By Tony Heath, Project Engineer
Today was another productive day at the garden.
When I arrived this morning, the Facilities & Services crew was continuing with rock removal in the north cell. I noticed that they were using a smooth-bladed bucket for the excavator. It was more effective at pulling the rock out without bringing lots of soil with it. However, it was leaving the “ice cream” effect — closing the pores of the soil behind it, which you don’t want for a rain garden that needs to infiltrate. After a break, I asked the crew to switch buckets on the excavator to a toothed version to see if it would accomplish rock removal without closing the soil pores. It didn’t take long to see why they were doing it the other way, though. While using a toothed bucket removed a lot of soil without causing the “ice cream” effect, it left a lot of rock behind. Once I saw that, I asked them to switch back to the smooth-bladed bucket for the rock removal and we’ll just have to scarify and/or soil rip these areas before back-filling. In the images below, you can see that using a toothed bucket breaks up the surface layer of soil while big chunks of soil remain. Lesson learned.

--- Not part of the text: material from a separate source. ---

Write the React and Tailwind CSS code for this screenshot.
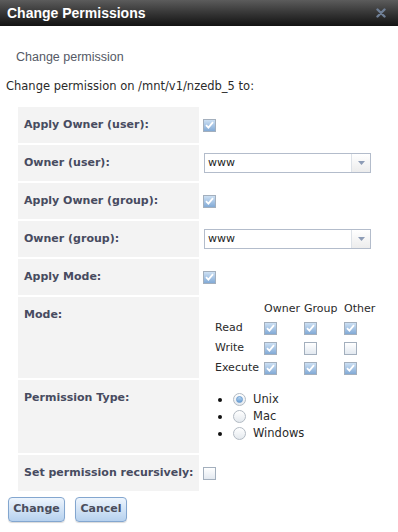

We spent the rest of the morning working on rock removal in the western corner of the north cell near the London Plane Tree. The rock went pretty deep in this location. Interestingly there were a number of places where the rock had been buried beneath ~6″ of soil since it had been installed. I suspect that this is largely silt runoff from contributing areas mixed with dropped bark and twigs from the London Plane Tree. We ran into a few feeder roots from the tree which had worked their way into the stone but nothing substantial. We finished in the north cell around 1:30 p.m. and then moved to the south cell for the rest of the afternoon.
Removing the rock in the south cell went much quicker than the north cell, as there were no tree roots to worry about and a wider space to work in. This rock also had much less silt fouling it up than the rock in the north cell, which had been under the trees for the last 13 years. There was still compaction underneath it where the filter fabric had been, but that is less of an issue since this soil will be removed and mixed w/ sand & compost before back-filling. Below you’ll find a video of the excavator pulling some of the rock away.
The last thing we did today was pick up some of the decorative boulders in the south cell and move them to the area around the London Plane Tree. Once we’ve back-filled, we can put those rocks back or move them somewhere else in the garden as we see fit.